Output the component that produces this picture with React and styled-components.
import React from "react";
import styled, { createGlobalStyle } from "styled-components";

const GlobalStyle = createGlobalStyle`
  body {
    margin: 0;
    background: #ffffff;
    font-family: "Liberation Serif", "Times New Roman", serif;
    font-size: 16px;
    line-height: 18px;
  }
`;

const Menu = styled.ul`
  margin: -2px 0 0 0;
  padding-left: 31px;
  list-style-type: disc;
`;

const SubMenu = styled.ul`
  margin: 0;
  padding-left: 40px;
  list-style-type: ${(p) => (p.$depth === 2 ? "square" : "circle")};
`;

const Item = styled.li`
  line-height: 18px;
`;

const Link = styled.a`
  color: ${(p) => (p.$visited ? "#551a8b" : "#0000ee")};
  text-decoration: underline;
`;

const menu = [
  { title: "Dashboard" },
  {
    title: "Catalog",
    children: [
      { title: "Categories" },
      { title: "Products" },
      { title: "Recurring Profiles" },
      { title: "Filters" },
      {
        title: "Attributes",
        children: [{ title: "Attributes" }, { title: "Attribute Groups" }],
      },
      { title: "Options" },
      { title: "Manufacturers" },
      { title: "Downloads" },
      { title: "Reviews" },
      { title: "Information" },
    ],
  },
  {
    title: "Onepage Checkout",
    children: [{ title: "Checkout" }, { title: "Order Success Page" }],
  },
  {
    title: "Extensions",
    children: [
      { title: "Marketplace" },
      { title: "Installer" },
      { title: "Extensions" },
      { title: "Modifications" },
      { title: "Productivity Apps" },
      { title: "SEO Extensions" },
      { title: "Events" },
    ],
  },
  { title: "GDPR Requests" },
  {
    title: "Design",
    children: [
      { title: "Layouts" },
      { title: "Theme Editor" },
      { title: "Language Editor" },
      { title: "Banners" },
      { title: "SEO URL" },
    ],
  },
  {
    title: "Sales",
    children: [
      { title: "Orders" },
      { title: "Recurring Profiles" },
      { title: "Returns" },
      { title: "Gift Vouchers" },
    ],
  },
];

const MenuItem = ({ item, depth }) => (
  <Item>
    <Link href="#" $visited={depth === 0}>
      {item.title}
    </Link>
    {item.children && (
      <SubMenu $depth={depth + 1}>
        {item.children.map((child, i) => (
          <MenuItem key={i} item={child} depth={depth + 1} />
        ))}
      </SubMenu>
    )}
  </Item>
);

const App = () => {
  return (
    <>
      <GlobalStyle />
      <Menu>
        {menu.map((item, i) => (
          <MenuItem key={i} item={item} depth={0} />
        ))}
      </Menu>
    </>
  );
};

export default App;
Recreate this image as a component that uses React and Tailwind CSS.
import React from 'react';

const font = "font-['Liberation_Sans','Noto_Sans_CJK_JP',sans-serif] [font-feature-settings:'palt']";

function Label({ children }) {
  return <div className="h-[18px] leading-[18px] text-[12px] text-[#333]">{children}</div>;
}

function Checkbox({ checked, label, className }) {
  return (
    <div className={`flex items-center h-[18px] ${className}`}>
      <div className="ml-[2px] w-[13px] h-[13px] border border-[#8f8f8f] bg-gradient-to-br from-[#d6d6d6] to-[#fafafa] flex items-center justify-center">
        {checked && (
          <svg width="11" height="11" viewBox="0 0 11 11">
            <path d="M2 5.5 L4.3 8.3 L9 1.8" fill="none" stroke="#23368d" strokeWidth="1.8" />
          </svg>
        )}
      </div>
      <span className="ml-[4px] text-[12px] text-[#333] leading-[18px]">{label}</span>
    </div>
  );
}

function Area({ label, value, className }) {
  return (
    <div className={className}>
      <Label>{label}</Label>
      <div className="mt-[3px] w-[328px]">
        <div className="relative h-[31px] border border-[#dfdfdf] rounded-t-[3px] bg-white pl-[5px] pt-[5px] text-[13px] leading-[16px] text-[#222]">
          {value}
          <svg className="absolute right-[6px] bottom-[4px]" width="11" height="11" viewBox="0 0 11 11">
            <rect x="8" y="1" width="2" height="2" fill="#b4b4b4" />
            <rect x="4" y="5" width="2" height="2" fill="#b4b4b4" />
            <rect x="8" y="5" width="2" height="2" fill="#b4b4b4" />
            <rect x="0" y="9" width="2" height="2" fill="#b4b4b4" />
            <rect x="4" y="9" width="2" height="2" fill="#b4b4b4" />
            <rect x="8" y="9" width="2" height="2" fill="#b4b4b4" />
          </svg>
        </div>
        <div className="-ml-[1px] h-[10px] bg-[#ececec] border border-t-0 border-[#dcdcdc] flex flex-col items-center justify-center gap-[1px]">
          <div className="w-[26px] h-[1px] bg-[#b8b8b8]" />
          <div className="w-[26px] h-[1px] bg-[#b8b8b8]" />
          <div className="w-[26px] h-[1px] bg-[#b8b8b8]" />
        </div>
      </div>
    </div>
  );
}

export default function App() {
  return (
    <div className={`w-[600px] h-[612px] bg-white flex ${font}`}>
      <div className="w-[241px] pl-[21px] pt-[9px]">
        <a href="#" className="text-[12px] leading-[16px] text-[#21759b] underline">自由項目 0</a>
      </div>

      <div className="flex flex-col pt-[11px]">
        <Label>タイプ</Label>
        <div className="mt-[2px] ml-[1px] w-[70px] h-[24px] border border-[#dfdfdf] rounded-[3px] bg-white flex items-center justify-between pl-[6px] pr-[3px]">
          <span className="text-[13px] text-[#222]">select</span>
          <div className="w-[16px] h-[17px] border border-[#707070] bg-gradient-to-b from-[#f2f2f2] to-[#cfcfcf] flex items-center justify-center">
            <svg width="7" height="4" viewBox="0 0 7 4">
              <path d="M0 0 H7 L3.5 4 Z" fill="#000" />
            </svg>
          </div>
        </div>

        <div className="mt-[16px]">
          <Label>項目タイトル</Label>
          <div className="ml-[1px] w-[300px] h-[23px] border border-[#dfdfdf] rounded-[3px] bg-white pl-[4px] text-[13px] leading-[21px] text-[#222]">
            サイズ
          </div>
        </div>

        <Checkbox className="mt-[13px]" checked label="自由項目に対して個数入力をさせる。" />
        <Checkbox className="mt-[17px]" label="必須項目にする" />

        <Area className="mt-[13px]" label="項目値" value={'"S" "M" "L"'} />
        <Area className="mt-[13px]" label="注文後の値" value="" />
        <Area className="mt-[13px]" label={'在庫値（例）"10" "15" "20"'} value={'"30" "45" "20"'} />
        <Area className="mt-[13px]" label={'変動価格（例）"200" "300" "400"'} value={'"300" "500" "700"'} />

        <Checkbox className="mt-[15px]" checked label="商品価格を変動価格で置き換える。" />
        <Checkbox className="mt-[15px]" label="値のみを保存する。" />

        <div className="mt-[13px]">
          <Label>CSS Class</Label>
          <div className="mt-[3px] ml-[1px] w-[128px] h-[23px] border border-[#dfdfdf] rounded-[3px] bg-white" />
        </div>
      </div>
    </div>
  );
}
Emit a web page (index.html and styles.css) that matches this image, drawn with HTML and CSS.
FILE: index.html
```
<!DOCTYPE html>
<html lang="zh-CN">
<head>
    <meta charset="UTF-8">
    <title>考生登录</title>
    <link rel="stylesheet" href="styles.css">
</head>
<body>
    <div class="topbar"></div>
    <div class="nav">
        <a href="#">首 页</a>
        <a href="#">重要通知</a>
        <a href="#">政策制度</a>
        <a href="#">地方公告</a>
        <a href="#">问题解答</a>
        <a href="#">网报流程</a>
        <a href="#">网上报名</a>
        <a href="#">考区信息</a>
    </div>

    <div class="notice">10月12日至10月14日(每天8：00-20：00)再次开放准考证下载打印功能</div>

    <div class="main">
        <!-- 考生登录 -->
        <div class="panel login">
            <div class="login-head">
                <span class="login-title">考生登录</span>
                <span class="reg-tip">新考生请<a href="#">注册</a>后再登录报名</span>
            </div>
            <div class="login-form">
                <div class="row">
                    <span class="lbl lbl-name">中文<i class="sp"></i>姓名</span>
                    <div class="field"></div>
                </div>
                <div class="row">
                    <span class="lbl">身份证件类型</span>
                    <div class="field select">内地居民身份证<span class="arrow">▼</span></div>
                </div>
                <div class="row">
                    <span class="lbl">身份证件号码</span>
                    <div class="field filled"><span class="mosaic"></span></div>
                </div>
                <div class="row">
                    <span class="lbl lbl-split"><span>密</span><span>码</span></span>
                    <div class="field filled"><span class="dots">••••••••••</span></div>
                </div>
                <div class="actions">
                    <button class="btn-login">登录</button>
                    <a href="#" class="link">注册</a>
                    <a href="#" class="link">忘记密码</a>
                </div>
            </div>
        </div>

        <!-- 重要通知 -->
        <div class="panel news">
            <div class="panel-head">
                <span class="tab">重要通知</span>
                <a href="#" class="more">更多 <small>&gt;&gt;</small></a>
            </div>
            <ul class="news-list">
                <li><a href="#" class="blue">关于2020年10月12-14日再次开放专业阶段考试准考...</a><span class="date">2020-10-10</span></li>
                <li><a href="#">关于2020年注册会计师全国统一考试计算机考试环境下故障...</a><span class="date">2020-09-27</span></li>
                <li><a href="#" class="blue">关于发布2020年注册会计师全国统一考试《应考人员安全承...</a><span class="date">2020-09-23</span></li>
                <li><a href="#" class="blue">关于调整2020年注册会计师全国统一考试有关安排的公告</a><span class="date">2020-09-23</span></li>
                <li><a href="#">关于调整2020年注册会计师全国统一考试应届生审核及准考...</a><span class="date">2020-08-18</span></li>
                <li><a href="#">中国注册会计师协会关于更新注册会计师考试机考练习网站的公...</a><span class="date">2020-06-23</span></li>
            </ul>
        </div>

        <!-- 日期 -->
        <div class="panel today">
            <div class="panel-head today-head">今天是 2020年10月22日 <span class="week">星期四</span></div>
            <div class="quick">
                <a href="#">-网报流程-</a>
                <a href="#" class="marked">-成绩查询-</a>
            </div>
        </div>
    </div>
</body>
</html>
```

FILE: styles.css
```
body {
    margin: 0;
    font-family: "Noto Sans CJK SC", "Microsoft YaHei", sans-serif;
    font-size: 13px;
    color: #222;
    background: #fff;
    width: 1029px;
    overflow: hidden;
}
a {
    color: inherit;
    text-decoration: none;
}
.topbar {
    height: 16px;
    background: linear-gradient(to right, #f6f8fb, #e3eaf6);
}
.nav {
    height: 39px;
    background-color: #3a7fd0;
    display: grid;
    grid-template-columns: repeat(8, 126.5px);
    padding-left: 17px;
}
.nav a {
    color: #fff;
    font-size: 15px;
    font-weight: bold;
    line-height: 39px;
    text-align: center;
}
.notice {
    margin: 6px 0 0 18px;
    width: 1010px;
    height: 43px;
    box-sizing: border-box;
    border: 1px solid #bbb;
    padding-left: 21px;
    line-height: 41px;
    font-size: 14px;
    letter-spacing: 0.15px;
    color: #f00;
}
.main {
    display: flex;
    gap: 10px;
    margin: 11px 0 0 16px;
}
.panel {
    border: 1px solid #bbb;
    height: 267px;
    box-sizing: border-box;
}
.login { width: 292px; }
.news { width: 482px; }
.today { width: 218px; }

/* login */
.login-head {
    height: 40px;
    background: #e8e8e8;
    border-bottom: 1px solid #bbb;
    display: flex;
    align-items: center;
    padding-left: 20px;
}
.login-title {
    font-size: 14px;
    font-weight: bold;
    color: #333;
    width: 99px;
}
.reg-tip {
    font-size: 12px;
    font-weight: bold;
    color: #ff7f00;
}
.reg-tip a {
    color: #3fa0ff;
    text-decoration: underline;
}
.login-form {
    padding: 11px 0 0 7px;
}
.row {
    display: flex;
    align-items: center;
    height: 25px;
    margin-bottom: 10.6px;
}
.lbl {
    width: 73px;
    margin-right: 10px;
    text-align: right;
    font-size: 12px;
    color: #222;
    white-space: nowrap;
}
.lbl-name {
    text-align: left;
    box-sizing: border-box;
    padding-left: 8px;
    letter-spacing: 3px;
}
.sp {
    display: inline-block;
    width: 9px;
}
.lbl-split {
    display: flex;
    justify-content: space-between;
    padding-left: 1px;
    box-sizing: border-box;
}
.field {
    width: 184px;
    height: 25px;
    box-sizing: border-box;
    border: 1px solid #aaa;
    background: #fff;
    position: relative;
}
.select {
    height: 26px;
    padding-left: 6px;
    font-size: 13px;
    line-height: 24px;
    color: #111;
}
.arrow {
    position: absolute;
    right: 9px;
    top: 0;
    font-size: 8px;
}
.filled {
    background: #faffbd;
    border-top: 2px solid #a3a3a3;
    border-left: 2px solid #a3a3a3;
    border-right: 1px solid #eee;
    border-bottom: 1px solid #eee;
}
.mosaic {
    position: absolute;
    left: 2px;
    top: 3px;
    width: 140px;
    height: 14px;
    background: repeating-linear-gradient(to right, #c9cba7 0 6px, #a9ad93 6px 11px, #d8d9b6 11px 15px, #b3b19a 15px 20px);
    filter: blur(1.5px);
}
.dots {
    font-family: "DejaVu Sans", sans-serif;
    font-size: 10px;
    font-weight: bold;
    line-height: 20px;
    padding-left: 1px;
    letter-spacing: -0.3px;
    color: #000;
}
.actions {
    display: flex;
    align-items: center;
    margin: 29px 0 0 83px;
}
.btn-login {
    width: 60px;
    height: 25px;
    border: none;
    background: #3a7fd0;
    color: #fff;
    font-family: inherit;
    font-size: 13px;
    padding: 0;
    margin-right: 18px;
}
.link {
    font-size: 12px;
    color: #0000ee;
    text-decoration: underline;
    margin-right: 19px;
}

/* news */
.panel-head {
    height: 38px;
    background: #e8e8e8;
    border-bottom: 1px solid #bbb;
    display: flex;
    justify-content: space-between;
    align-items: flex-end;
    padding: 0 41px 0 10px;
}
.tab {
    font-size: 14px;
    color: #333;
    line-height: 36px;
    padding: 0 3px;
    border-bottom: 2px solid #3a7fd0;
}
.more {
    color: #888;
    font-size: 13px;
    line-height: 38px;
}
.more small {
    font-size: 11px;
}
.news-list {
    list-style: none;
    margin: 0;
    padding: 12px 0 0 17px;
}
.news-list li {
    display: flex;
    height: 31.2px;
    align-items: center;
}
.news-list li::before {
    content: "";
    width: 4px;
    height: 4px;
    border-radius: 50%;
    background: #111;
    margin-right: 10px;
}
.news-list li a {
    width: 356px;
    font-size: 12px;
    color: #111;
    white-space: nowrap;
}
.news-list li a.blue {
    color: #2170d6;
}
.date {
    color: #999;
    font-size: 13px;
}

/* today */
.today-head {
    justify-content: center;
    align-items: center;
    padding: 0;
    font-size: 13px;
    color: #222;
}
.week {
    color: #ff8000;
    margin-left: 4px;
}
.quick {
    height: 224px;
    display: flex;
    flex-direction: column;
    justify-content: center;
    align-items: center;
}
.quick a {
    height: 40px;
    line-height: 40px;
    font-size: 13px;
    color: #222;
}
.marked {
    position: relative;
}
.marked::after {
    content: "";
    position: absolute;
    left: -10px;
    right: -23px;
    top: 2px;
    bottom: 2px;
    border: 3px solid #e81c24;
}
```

• **Set exercise**:
In the listing above, find the lines holding the word "index" and copy them.

• **Exercise answer**:
Emit a web page (index.html and styles.css) that matches this image, drawn with HTML and CSS.
FILE: index.html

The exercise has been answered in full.